2. Real estate is handled by being reported on the appropriate asset forms (called "schedules"), and if the real estate is not exempt, it might be sold by the BK trustee
(or more commonly, the debtor will borrow money against the equity
of the real estate and give the money to the trustee). How any particular piece is handled depends on whether it is paid for or not. An "underwater" piece of real estate can be kept if the debtor re-affirms on the debt. If the debtor wants out from underneath the debt on any real estate, it must also be surrendered to the lender.
3. Income taxes are generally unsecured priority claims
, and a Chapter 7 case can discharge only older taxes where the returns were filed on time, the taxes were assessed, and they have remained unpaid for at least three years following the assessment. If the debtor has taxes due for a year that the 1040 has NOT yet been filed, then that debtor has made his or her life unavoidably difficult.
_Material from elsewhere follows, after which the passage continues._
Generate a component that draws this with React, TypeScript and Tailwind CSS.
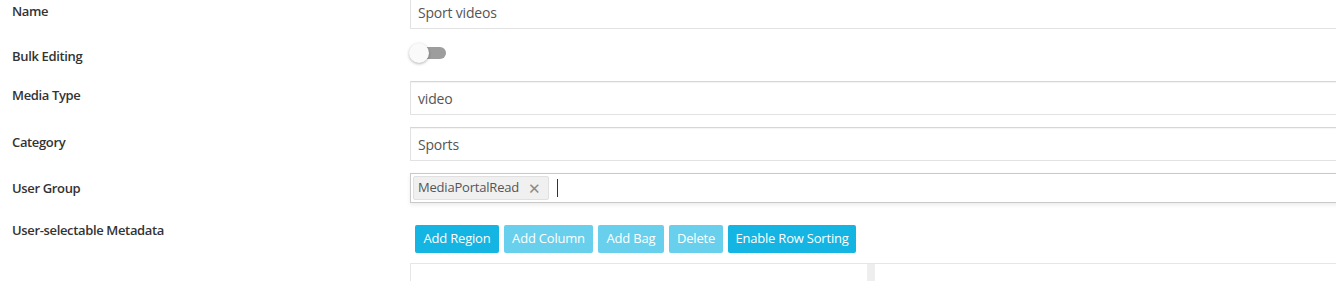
import type { ReactNode } from "react";

const font = { fontFamily: '"Open Sans", "Noto Sans", sans-serif' };

function Row({ label, labelPad, children, className = "" }: { label: string; labelPad: string; children: ReactNode; className?: string }) {
  return (
    <div className={`flex items-start ${className}`}>
      <div className={`w-[410px] shrink-0 pl-3 text-[13px] leading-[18px] font-semibold tracking-[-0.35px] text-[#333] ${labelPad}`}>{label}</div>
      <div className="flex-1 min-w-0">{children}</div>
    </div>
  );
}

function TextBox({ value }: { value: string }) {
  return (
    <div className="h-[34px] border border-[#e2e2e2] border-t-[#d6d6d6] bg-white pl-[7px] flex items-center text-[14px] tracking-[-0.2px] text-[#555] shadow-[inset_0_1px_1px_rgba(0,0,0,0.05)]">
      {value}
    </div>
  );
}

const buttons = [
  { text: "Add Region", w: "w-[84px]", on: true },
  { text: "Add Column", w: "w-[89px]", on: false },
  { text: "Add Bag", w: "w-[66px]", on: false },
  { text: "Delete", w: "w-[54px]", on: false },
  { text: "Enable Row Sorting", w: "w-[128px]", on: true },
];

export default function App() {
  return (
    <div className="w-[1336px] h-[281px] overflow-hidden bg-white" style={font}>
      <div className="mr-[-6px] flex flex-col">
        <Row label="Name" labelPad="pt-[7px]" className="mt-[-5px]">
          <TextBox value="Sport videos" />
        </Row>

        <Row label="Bulk Editing" labelPad="pt-[6px]" className="mt-[12px] h-[28px]">
          <div className="relative mt-[4px] h-[20px] w-[37px]">
            <div className="absolute left-[10px] top-[2px] h-[12px] w-[26px] rounded-full bg-[#9d9d9d]" />
            <div className="absolute left-[-1px] top-[-2px] h-[20px] w-[20px] rounded-full bg-[#fafafa] shadow-[0_1px_3px_rgba(0,0,0,0.3)]" />
          </div>
        </Row>

        <Row label="Media Type" labelPad="pt-[5px]" className="mt-[12px]">
          <TextBox value="video" />
        </Row>

        <Row label="Category" labelPad="pt-[6px]" className="mt-[12px]">
          <TextBox value="Sports" />
        </Row>

        <Row label="User Group" labelPad="pt-[6px]" className="mt-[12px]">
          <div className="h-[30px] border border-[#c9c9c9] bg-white flex items-center pl-[2px] shadow-[0_2px_4px_rgba(0,0,0,0.08)]">
            <span className="flex h-[24px] items-center rounded-[2px] border border-[#e0e0e0] bg-[#f0f0f0] pl-[4px] pr-[7px] text-[13px] tracking-[-0.2px] text-[#555]">
              MediaPortalRead
              <span className="ml-[9px] text-[15px] leading-none text-[#8a8a8a]">✕</span>
            </span>
            <span className="ml-[8px] h-[18px] w-px bg-[#333]" />
          </div>
        </Row>

        <Row label="User-selectable Metadata" labelPad="pt-[6px]" className="mt-[12px]">
          <div className="mt-[10px] flex gap-[5px] pl-[5px]">
            {buttons.map((b) => (
              <button
                key={b.text}
                className={`${b.w} h-[28px] rounded-[2px] text-[13px] tracking-[-0.2px] text-white flex items-center justify-center ${b.on ? "bg-[#14b4e3]" : "bg-[#68cfec]"}`}
              >
                {b.text}
              </button>
            ))}
          </div>
          <div className="mt-[10px] flex h-[40px] border-l border-t border-[#e6e6e6]">
            <div className="w-[456px] shrink-0" />
            <div className="w-[8px] shrink-0 bg-[#eeeeee]" />
            <div className="flex-1 pl-[11px] pt-[13px] text-[13px] leading-[18px] text-[#333]">Bag fields</div>
          </div>
        </Row>
      </div>
    </div>
  );
}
4. The only law governing attorney's fees in bankruptcy is that the fees must be reasonable. It's not price-fixing, but most cities tend to have two levels of bankruptcy attorney's fees: the low-ball "discount" rate charged by the "mills" who do large volumes of ordinary cases and usually do a lousy job of preparing their clients for the Section 341 Hearing (the official guy or gal, the Trustee, asks questions like "Why did you file bankruptcy?", and can probe into suspicious-looking financial facts he or she might find), and the 30-50% higher fees charged by firms that actually work for their clients.